Investing Advice: How to Trade Trump’s Tweets
By: Steve Smith
Whether he’s criticizing Amazon or praising Boeing or threatening an all-out trade war Trump’s tweets can move both individual stocks and the entire market. Today’s investing advice will help you navigate these currents.
Whether those moves will just be temporary or followed up by a contradictory or conciliatory comment from a staff member the tweets have become a new fact of life to contend with in your daily trading.
To navigate this market, it is important to have a strategy for dealing with these tweets. Never before have we had the experience of major U.S. policy being broadcast in a sentence or two directly by the president. It has been going on for well over a year now but the market still isn’t used to this approach. It can be especially upsetting to many because of President Trump’s volatile personality.
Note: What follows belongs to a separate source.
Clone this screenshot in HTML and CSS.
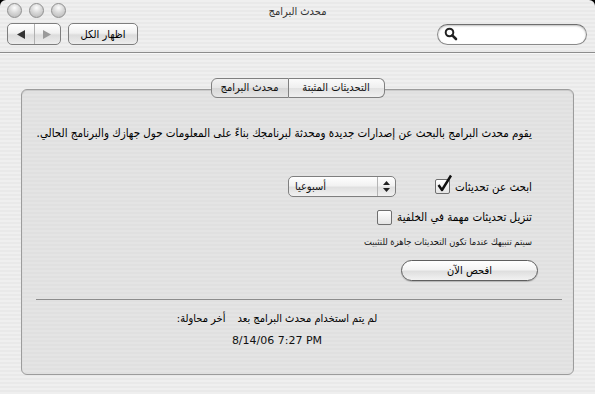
FILE: index.html
```html
<!DOCTYPE html>
<html lang="ar">
<head>
    <meta charset="UTF-8">
    <title>محدث البرامج</title>
    <link rel="stylesheet" href="styles.css">
</head>
<body>

<div class="window">
    <header class="chrome">
        <div class="titlebar">
            <div class="lights"><span></span><span></span><span></span></div>
            <div class="title" dir="rtl">محدث البرامج</div>
            <div></div>
        </div>
        <div class="toolbar">
            <div class="nav">
                <span class="nav-seg">
                    <svg width="10" height="9" viewBox="0 0 10 9"><path d="M1 4.5 L9 0 L9 9 Z" fill="#333"/></svg>
                </span>
                <span class="nav-seg">
                    <svg width="10" height="9" viewBox="0 0 10 9"><path d="M9 4.5 L1 0 L1 9 Z" fill="#9a9a9a"/></svg>
                </span>
            </div>
            <button class="tool-btn" dir="rtl">اظهار الكل</button>
            <div class="spacer"></div>
            <div class="search">
                <svg width="14" height="14" viewBox="0 0 14 14">
                    <circle cx="5.5" cy="5.5" r="3.8" fill="none" stroke="#222" stroke-width="2"/>
                    <path d="M8.3 8.3 L12 12" stroke="#222" stroke-width="2.6" stroke-linecap="round"/>
                </svg>
            </div>
        </div>
    </header>

    <main class="content">
        <div class="tabs">
            <span class="tab">محدث البرامج</span>
            <span class="tab tab-on">التحديثات المثبتة</span>
        </div>

        <section class="box">
            <p class="desc" dir="rtl">يقوم محدث البرامج بالبحث عن إصدارات جديدة ومحدثة لبرنامجك بناءً على المعلومات حول جهازك والبرنامج الحالي.</p>

            <div class="row row-check" dir="rtl">
                <span class="label">ابحث عن تحديثات</span>
                <span class="checkbox">
                    <svg width="18" height="20" viewBox="0 0 18 20"><path d="M3.5 11 L7 16 L16 1.5" fill="none" stroke="#111" stroke-width="2.4" stroke-linejoin="round"/></svg>
                </span>
                <span class="popup">
                    <span class="popup-arrows">
                        <svg width="7" height="11" viewBox="0 0 7 11"><path d="M3.5 0 L7 4 L0 4 Z M3.5 11 L7 7 L0 7 Z" fill="#222"/></svg>
                    </span>
                    <span class="popup-text">أسبوعيا</span>
                </span>
            </div>

            <div class="row row-bg" dir="rtl">
                <span class="label">تنزيل تحديثات مهمة في الخلفية</span>
                <span class="checkbox"></span>
            </div>

            <div class="row row-note" dir="rtl">
                <span class="note">سيتم تنبيهك عندما تكون التحديثات جاهزة للتثبيت</span>
            </div>

            <div class="row row-btn" dir="rtl">
                <button class="pill-btn">افحص الآن</button>
            </div>

            <hr class="sep">

            <div class="last" dir="rtl">
                <span>لم يتم استخدام محدث البرامج بعد</span>
                <span>أخر محاولة:</span>
            </div>
            <div class="date">8/14/06 7:27 PM</div>
        </section>
    </main>
</div>

</body>
</html>
```

FILE: styles.css
```css
html, body {
    margin: 0;
    background-color: #000;
}

body {
    font-family: "DejaVu Sans Condensed", "DejaVu Sans", sans-serif;
    color: #111;
    width: 595px;
    height: 394px;
    overflow: hidden;
}

.window {
    width: 595px;
    height: 394px;
    border-radius: 6px 6px 0 0;
    overflow: hidden;
    background: repeating-linear-gradient(to bottom, #efefef 0, #efefef 2px, #e9e9e9 2px, #e9e9e9 4px);
    display: flex;
    flex-direction: column;
}

/* title bar + toolbar */
.chrome {
    border-bottom: 1px solid #8c8c8c;
    box-shadow: 0 1px 0 #f8f8f8;
}

.titlebar {
    height: 22px;
    display: grid;
    grid-template-columns: 1fr auto 1fr;
    align-items: center;
}

.lights {
    display: flex;
    gap: 7px;
    padding-left: 7px;
    align-self: start;
    padding-top: 3px;
}

.lights span {
    width: 13px;
    height: 13px;
    border-radius: 50%;
    border: 1px solid #8f8f8f;
    background: radial-gradient(circle at 50% 30%, #fdfdfd 0, #d8d8d8 45%, #b4b4b4 100%);
}

.title {
    font-size: 11px;
    color: #333;
}

.toolbar {
    display: flex;
    align-items: center;
    height: 22px;
    padding: 1px 8px 7px 7px;
    gap: 7px;
}

.nav {
    display: flex;
    width: 54px;
    height: 22px;
    box-sizing: border-box;
    border: 1px solid #7e7e7e;
    border-radius: 5px;
    background: linear-gradient(to bottom, #ffffff 0%, #f1f1f1 45%, #dcdcdc 55%, #ededed 100%);
    overflow: hidden;
}

.nav-seg {
    flex: 1;
    display: flex;
    align-items: center;
    justify-content: center;
}

.nav-seg + .nav-seg {
    border-left: 1px solid #b0b0b0;
}

.tool-btn {
    width: 70px;
    height: 22px;
    border: 1px solid #7e7e7e;
    border-radius: 5px;
    background: linear-gradient(to bottom, #ffffff 0%, #f1f1f1 45%, #dcdcdc 55%, #ededed 100%);
    font-family: "DejaVu Sans Condensed", "DejaVu Sans", sans-serif;
    font-size: 11px;
    color: #000;
    padding: 0;
}

.spacer {
    flex: 1;
}

.search {
    width: 150px;
    height: 21px;
    box-sizing: border-box;
    border: 1px solid #8a8a8a;
    border-top-color: #6e6e6e;
    border-radius: 11px;
    background-color: #fff;
    box-shadow: inset 0 1px 2px rgba(0, 0, 0, 0.25);
    display: flex;
    align-items: center;
    padding-left: 6px;
}

/* pane */
.content {
    padding: 25px 21px 0 21px;
    flex: 1;
}

.tabs {
    display: flex;
    justify-content: center;
    position: relative;
    z-index: 1;
    margin-bottom: -9px;
}

.tab {
    height: 20px;
    box-sizing: border-box;
    border: 1px solid #808080;
    background: linear-gradient(to bottom, #fbfbfb 0%, #efefef 50%, #e2e2e2 51%, #f0f0f0 100%);
    font-size: 11px;
    line-height: 18px;
    display: flex;
    justify-content: center;
    width: 78px;
}

.tab:first-child {
    border-radius: 6px 0 0 6px;
    background: linear-gradient(to bottom, #f2f2f2 0%, #e4e4e4 50%, #d6d6d6 51%, #e6e6e6 100%);
}

.tab-on {
    width: 96px;
    border-left: 0;
    border-radius: 0 6px 6px 0;
}

.box {
    height: 286px;
    box-sizing: border-box;
    border: 1px solid #9c9c9c;
    border-radius: 6px;
    background: repeating-linear-gradient(to bottom, #e4e4e4 0, #e4e4e4 2px, #e0e0e0 2px, #e0e0e0 4px);
    box-shadow: inset 0 1px 1px rgba(0, 0, 0, 0.12);
    padding: 35px 41px 0 0;
}

.desc {
    margin: 0;
    font-size: 11.5px;
    line-height: 16px;
    white-space: nowrap;
    color: #000;
}

.row {
    display: flex;
    align-items: center;
}

.label {
    font-size: 11.5px;
    line-height: 16px;
    color: #000;
}

.row-check {
    margin-top: 35px;
    height: 21px;
}

.checkbox {
    width: 13px;
    height: 13px;
    border: 1px solid #6f6f6f;
    border-radius: 2px;
    background: linear-gradient(to bottom, #ffffff, #e4e4e4);
    margin-right: 5px;
    position: relative;
}

.checkbox svg {
    position: absolute;
    left: -1px;
    top: -6px;
}

.popup {
    margin-right: 39px;
    width: 108px;
    height: 21px;
    box-sizing: border-box;
    border: 1px solid #7f7f7f;
    border-radius: 5px;
    background: linear-gradient(to bottom, #ffffff 0%, #f2f2f2 45%, #e0e0e0 55%, #f1f1f1 100%);
    display: flex;
    align-items: center;
}

.popup-arrows {
    width: 17px;
    height: 100%;
    border-left: 1px solid #b5b5b5;
    display: flex;
    align-items: center;
    justify-content: center;
}

.popup-text {
    flex: 1;
    text-align: left;
    padding-left: 6px;
    font-size: 11px;
}

.row-bg {
    margin-top: 12px;
}

.row-note {
    margin-top: 10px;
}

.note {
    font-size: 9.3px;
    line-height: 14px;
}

.row-btn {
    margin-top: 11px;
    margin-right: -6px;
}

.pill-btn {
    width: 137px;
    height: 21px;
    border: 1px solid #5e5e5e;
    border-radius: 11px;
    background: linear-gradient(to bottom, #ffffff 0%, #f3f3f3 45%, #dfdfdf 55%, #f2f2f2 100%);
    box-shadow: 0 1px 1px rgba(0, 0, 0, 0.2);
    font-family: "DejaVu Sans Condensed", "DejaVu Sans", sans-serif;
    font-size: 11px;
    color: #000;
    padding: 0;
}

.sep {
    margin: 18px -30px 0 14px;
    border: 0;
    border-top: 1px solid #8d8d8d;
    height: 0;
}

.last {
    margin-top: 11px;
    display: flex;
    justify-content: center;
    gap: 12px;
    font-size: 11px;
    line-height: 16px;
    color: #000;
}

.date {
    margin-top: 6px;
    text-align: center;
    font-family: "DejaVu Sans", sans-serif;
    font-size: 11px;
    line-height: 16px;
}
```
Now that we’ve been dealing with them for over a year, James Deporre over at TheStreet offers his investing advice, 3 Tips for How to Trade Trump’s Tweets .
1. Don’t be too quick to buy into the negative spin.
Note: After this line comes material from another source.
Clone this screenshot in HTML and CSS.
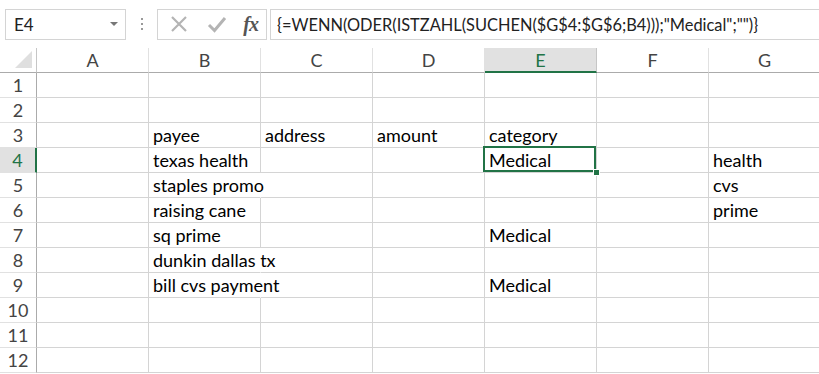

Regardless of how you may feel about President Trump personally, there is little question that much of the media is anxious to put a negative spin on anything he does. The initial reaction to his tweets will almost always be negative. This creates good opportunities for traders that are quick to jump in on a negative reaction to his comments but it is becoming so automatic that the negative reaction doesn’t last for long.
Wednesday we had a good example of how the market discounts the negative spin to a tweet. Despite a very clear threat to bomb Syria, the market shrugged and did a nice job of taking it in stride. It did cause some uncertainty but that was due to the response from Russia, which seemed uncertain about what the truth might be.
2. The market doesn’t care much about President Trump’s personal behavior.
While Trump would be scorned and criticized no matter what he does because that is the nature of politics, he hands his critics easy ammunition with many of his tweets that attack individuals or the “fake media.”
While we may wonder about the political wisdom of these tweets, they have little market impact and may actually be positive, as they show that the president is working on his economic and business agenda and won’t be stopped by other matters. This market has celebrated the surge in business optimism created by Trump and his personal foibles are generally considered a secondary issue. The bears have tried hard to make Trump’s personal behavior matter, but it has mattered very little to the market.